Code and data for deriving empirical trends in XAI.
Please check the accompanying Medium blogpost and Arxiv report.
The data was collected as described in the above links. To recap, it is a mix of keyword search via SemanticScholar, and manual curation. The final collection has 5199 papers as of December 31st 2022.
The code used to interface with SemanticScholar uses the unofficial semanticscholar python library.
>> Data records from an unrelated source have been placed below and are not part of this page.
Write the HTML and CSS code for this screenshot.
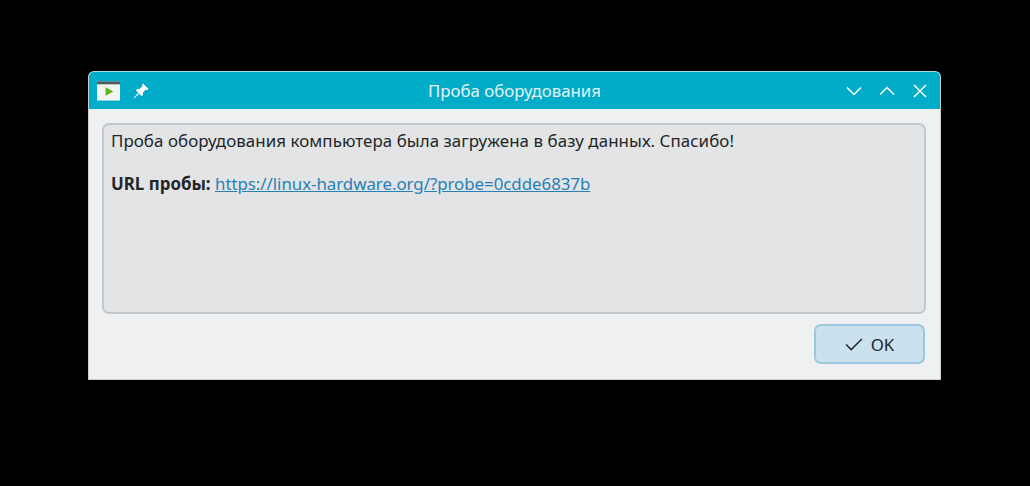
FILE: index.html
```html
<!DOCTYPE html>
<html lang="ru">

<head>
  <meta charset="UTF-8">
  <title>Проба оборудования</title>
  <link rel="stylesheet" href="styles.css">
</head>

<body>
  <div class="window">
    <header class="titlebar">
      <div class="title-left">
        <svg class="app-icon" viewBox="0 0 24 20">
          <rect x="0" y="0" width="24" height="20" fill="#f4f6f4" />
          <rect x="0" y="0" width="24" height="3" fill="#4d5a60" />
          <path d="M9 6v9l8-4.500z" fill="#5fb31c" />
        </svg>
        <svg class="pin-icon" viewBox="0 0 16 16">
          <path d="M10 .5l5.500 5.500-1.500 1.200-1.200-.7-2.800 3v2.500L8.500 13 3 7.500 4 6h2.500l3-2.800L9 2z" fill="#fff" />
          <path d="M5 10L.5 15l.5.500 5-4.500z" fill="#fff" />
        </svg>
      </div>
      <h1 class="title">Проба оборудования</h1>
      <div class="title-buttons">
        <svg viewBox="0 0 16 16"><path d="M1 4.500l7 7 7-7" /></svg>
        <svg viewBox="0 0 16 16"><path d="M1 11.500l7-7 7 7" /></svg>
        <svg viewBox="0 0 16 16"><path d="M2 2l12 12M14 2L2 14" /></svg>
      </div>
    </header>

    <main class="content">
      <div class="message">
        <p class="thanks">Проба оборудования компьютера была загружена в базу данных. Спасибо!</p>
        <p><b>URL пробы:</b> <a href="#">https://linux-hardware.org/?probe=0cdde6837b</a></p>
      </div>
      <div class="actions">
        <button class="ok">
          <svg viewBox="0 0 16 16"><path d="M1 8.500l4.500 4.500L15 3.500" /></svg>
          OK
        </button>
      </div>
    </main>
  </div>
</body>

</html>
```

FILE: styles.css
```css
html,
body {
  margin: 0;
  height: 100%;
  background: #000;
}

body {
  padding: 71px 89px 0 88px;
  box-sizing: border-box;
  font-family: "Noto Sans", sans-serif;
  font-size: 16.9px;
  color: #232629;
}

.window {
  height: 309px;
  box-sizing: border-box;
  display: flex;
  flex-direction: column;
  background: #eff0f1;
  border: 1px solid #c9ced1;
  border-top-color: #9fdbe6;
  border-radius: 6px 6px 0 0;
  overflow: hidden;
}

.titlebar {
  height: 37px;
  flex: none;
  display: grid;
  grid-template-columns: 1fr auto 1fr;
  align-items: center;
  background: #00acc8;
  color: #e4f3f6;
}

.title-left {
  display: flex;
  align-items: center;
  gap: 13px;
  padding-left: 8px;
}

.app-icon {
  width: 23px;
  height: 20px;
}

.pin-icon {
  width: 16px;
  height: 16px;
}

.title {
  margin: 0;
  font-size: 16.8px;
  font-weight: 400;
}

.title-buttons {
  display: flex;
  justify-content: flex-end;
  gap: 17px;
  padding-right: 12px;
}

.title-buttons svg {
  width: 16px;
  height: 16px;
  fill: none;
  stroke: #fff;
  stroke-width: 1.5;
}

.content {
  flex: 1;
  display: flex;
  flex-direction: column;
  padding: 14px 14px 15px 13px;
  gap: 10px;
}

.message {
  flex: 1;
  padding: 5px 7px;
  background: #e2e4e6;
  border: 2px solid #c3c6c9;
  border-radius: 7px;
  line-height: 22px;
}

.message p {
  margin: 0 0 21px;
}

.message .thanks {
  letter-spacing: 0.06px;
}

.message a {
  color: #2980b9;
  letter-spacing: -0.05px;
}

.actions {
  display: flex;
  justify-content: flex-end;
  padding-right: 1px;
}

.ok {
  width: 111px;
  height: 40px;
  display: flex;
  align-items: center;
  justify-content: center;
  gap: 8px;
  padding: 0;
  font: inherit;
  color: #232629;
  background: #cae2f0;
  border: 2px solid #9dc7df;
  border-radius: 7px;
}

.ok svg {
  width: 18px;
  height: 18px;
  fill: none;
  stroke: #232629;
  stroke-width: 1.3;
}
```
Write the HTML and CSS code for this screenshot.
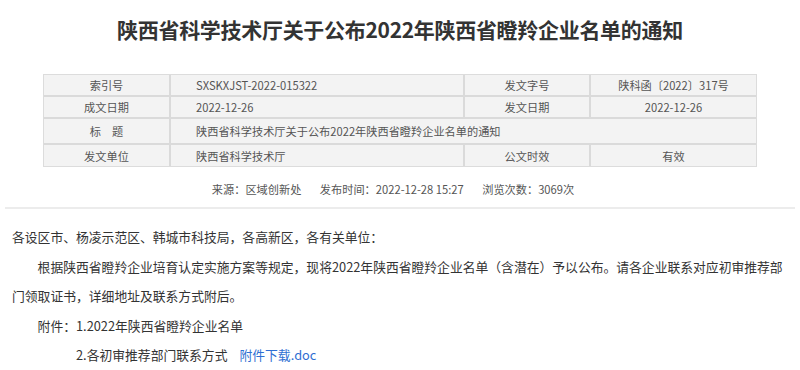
FILE: index.html
```html
<!DOCTYPE html>
<html lang="zh-CN">
<head>
<meta charset="utf-8">
<title>陕西省科学技术厅关于公布2022年陕西省瞪羚企业名单的通知</title>
<link rel="stylesheet" href="styles.css">
</head>
<body>
<div class="page">
  <h1 class="title">陕西省科学技术厅关于公布2022年陕西省瞪羚企业名单的通知</h1>
  <table class="info">
    <colgroup>
      <col class="k1">
      <col class="k2">
      <col class="k3">
      <col class="k4">
    </colgroup>
    <tr>
      <td class="label">索引号</td>
      <td class="value">SXSKXJST-2022-015322</td>
      <td class="label">发文字号</td>
      <td class="label">陕科函〔2022〕317号</td>
    </tr>
    <tr>
      <td class="label">成文日期</td>
      <td class="value">2022-12-26</td>
      <td class="label">发文日期</td>
      <td class="label">2022-12-26</td>
    </tr>
    <tr class="tall">
      <td class="label">标　题</td>
      <td class="value" colspan="3">陕西省科学技术厅关于公布2022年陕西省瞪羚企业名单的通知</td>
    </tr>
    <tr class="last">
      <td class="label">发文单位</td>
      <td class="value">陕西省科学技术厅</td>
      <td class="label">公文时效</td>
      <td class="label">有效</td>
    </tr>
  </table>
  <div class="meta">
    <span>来源：区域创新处</span>
    <span>发布时间：2022-12-28 15:27</span>
    <span>浏览次数：3069次</span>
  </div>
  <div class="content">
    <p class="salute">各设区市、杨凌示范区、韩城市科技局，各高新区，各有关单位：</p>
    <p class="indent">根据陕西省瞪羚企业培育认定实施方案等规定，现将2022年陕西省瞪羚企业名单（含潜在）予以公布。请各企业联系对应初审推荐部门领取证书，详细地址及联系方式附后。</p>
    <p class="indent">附件：1.2022年陕西省瞪羚企业名单</p>
    <p class="attach2">2.各初审推荐部门联系方式<a class="link" href="#">附件下载.doc</a></p>
  </div>
</div>
</body>
</html>
```

FILE: styles.css
```css
html, body {
  margin: 0;
  padding: 0;
  background: #ffffff;
}
body {
  font-family: "Noto Sans CJK SC", "Noto Sans", sans-serif;
  color: #333333;
}
.page {
  width: 800px;
}
.title {
  margin: 0;
  padding-top: 14px;
  height: 60px;
  box-sizing: border-box;
  text-align: center;
  font-size: 21px;
  line-height: 30px;
  font-weight: bold;
  color: #333333;
  letter-spacing: -0.3px;
}
.info {
  margin: 0 auto;
  width: 714px;
  margin-top: 14px;
  border-collapse: separate;
  border-spacing: 0;
  border: 1px solid #dcdcdc;
  background: #f3f3f3;
  font-size: 11.2px;
  color: #555555;
  table-layout: fixed;
}
.k1 { width: 127px; }
.k2 { width: 294px; }
.k3 { width: 126px; }
.k4 { width: 165px; }
.info td {
  height: 21px;
  padding: 0;
  line-height: 20px;
  border-right: 2px solid #dadada;
  border-bottom: 2px solid #dadada;
  white-space: nowrap;
  box-sizing: border-box;
}
.info td:last-child {
  border-right: 0;
}
.info tr.last td {
  border-bottom: 0;
}
.info tr.tall td {
  height: 26px;
}
.label {
  text-align: center;
}
.value {
  text-align: left;
  padding-left: 25px !important;
}
.meta {
  margin-top: 12px;
  height: 28px;
  line-height: 20px;
  text-align: center;
  font-size: 11.2px;
  color: #555555;
  padding-right: 14px;
  border-bottom: 2px solid #ececec;
  margin-left: 5px;
  margin-right: 5px;
}
.meta span {
  margin: 0 8px;
}
.content {
  padding: 13px 14px 0 12px;
  font-size: 12.8px;
  line-height: 29.5px;
  color: #333333;
}
.content p {
  margin: 0;
}
.indent {
  text-indent: 2em;
}
.attach2 {
  padding-left: 64px;
}
.link {
  color: #2f6fd2;
  text-decoration: none;
  margin-left: 12px;
}
```
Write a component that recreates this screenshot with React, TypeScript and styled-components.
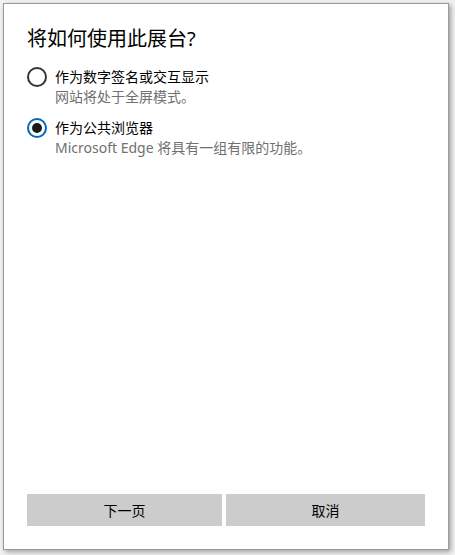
import React, { useState } from "react";
import styled, { createGlobalStyle } from "styled-components";

const GlobalStyle = createGlobalStyle`
  html, body {
    margin: 0;
    padding: 0;
    background: #f2f2f2;
  }
  body {
    font-family: "Noto Sans", "Noto Sans CJK SC", sans-serif;
  }
`;

interface KioskOption {
  id: string;
  label: string;
  description: string;
}

const OPTIONS: KioskOption[] = [
  {
    id: "signage",
    label: "作为数字签名或交互显示",
    description: "网站将处于全屏模式。",
  },
  {
    id: "browser",
    label: "作为公共浏览器",
    description: "Microsoft Edge 将具有一组有限的功能。",
  },
];

const App = () => {
  const [selected, setSelected] = useState<string>("browser");

  return (
    <>
      <GlobalStyle />
      <Page>
        <Dialog>
          <Title>将如何使用此展台?</Title>
          <OptionList>
            {OPTIONS.map((opt) => (
              <OptionRow key={opt.id} onClick={() => setSelected(opt.id)}>
                <Radio checked={selected === opt.id} />
                <OptionText>
                  <OptionLabel>{opt.label}</OptionLabel>
                  <OptionDescription>{opt.description}</OptionDescription>
                </OptionText>
              </OptionRow>
            ))}
          </OptionList>
          <Spacer />
          <ButtonRow>
            <Button>下一页</Button>
            <Button>取消</Button>
          </ButtonRow>
        </Dialog>
      </Page>
    </>
  );
};

const Page = styled.div`
  padding: 3px 0 0 3px;
  height: 555px;
  box-sizing: border-box;
`;

const Dialog = styled.div`
  width: 446px;
  height: 547px;
  box-sizing: border-box;
  background: #ffffff;
  border: 1px solid #9a9a9a;
  box-shadow: 2px 2px 5px rgba(0, 0, 0, 0.35);
  padding: 21px 23px 23px 23px;
  display: flex;
  flex-direction: column;
`;

const Title = styled.h1`
  margin: 0;
  font-size: 20px;
  font-weight: normal;
  line-height: 28px;
  color: #000000;
`;

const OptionList = styled.div`
  display: flex;
  flex-direction: column;
  gap: 11px;
  margin-top: 14px;
`;

const OptionRow = styled.div`
  display: flex;
  align-items: flex-start;
  gap: 8px;
  cursor: pointer;
`;

const Radio = styled.span<{ checked: boolean }>`
  flex: none;
  width: 20px;
  height: 20px;
  box-sizing: border-box;
  border-radius: 50%;
  border: 2px solid ${(p) => (p.checked ? "#0067c0" : "#333333")};
  display: flex;
  align-items: center;
  justify-content: center;
  &::after {
    content: "";
    display: ${(p) => (p.checked ? "block" : "none")};
    width: 10px;
    height: 10px;
    border-radius: 50%;
    background: #1a1a1a;
  }
`;

const OptionText = styled.div`
  display: flex;
  flex-direction: column;
`;

const OptionLabel = styled.div`
  font-size: 14px;
  line-height: 20px;
  color: #000000;
`;

const OptionDescription = styled.div`
  font-size: 14px;
  line-height: 20px;
  color: #707070;
`;

const Spacer = styled.div`
  flex: 1;
`;

const ButtonRow = styled.div`
  display: grid;
  grid-template-columns: 195fr 199fr;
  gap: 4px;
`;

const Button = styled.button`
  height: 32px;
  border: none;
  background: #cccccc;
  color: #000000;
  font-family: "Noto Sans", "Noto Sans CJK SC", sans-serif;
  font-size: 14px;
  padding: 0;
  cursor: pointer;
`;

export default App;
Install with pip install semanticscholar
. The plots and graphs use Seaborn and GraphOnline.
XAI-Scholar_analysis.ipynb
is a Jupyter Notebook with the code necessary to reproduce the results in the medium/arxiv reports.
xai-scholar.json
is a json dictionary with 5199 SemanticScholar paperId
keys.
Each paper has the standard fields given by the SemanticScholar API:
paperId
externalIds
url
title
abstract
venue
year
referenceCount
citationCount
influentialCitationCount
isOpenAccess
fieldsOfStudy
s2FieldsOfStudy
tldr
publicationTypes
publicationDate
journal
authors
Note: Some of the papers are missing some of the fields, or they are marked as empty or None
.
The following fields are missing in xai-scholar.json
and need to be retrieved from SemanticScholar due to their large size (expect around 1 GB without embedding
):
embedding
citations
references
The code to do so is in the jupyter notebook - but it simply calls semanticscholar.get_paper(paperId)
for each paperId
.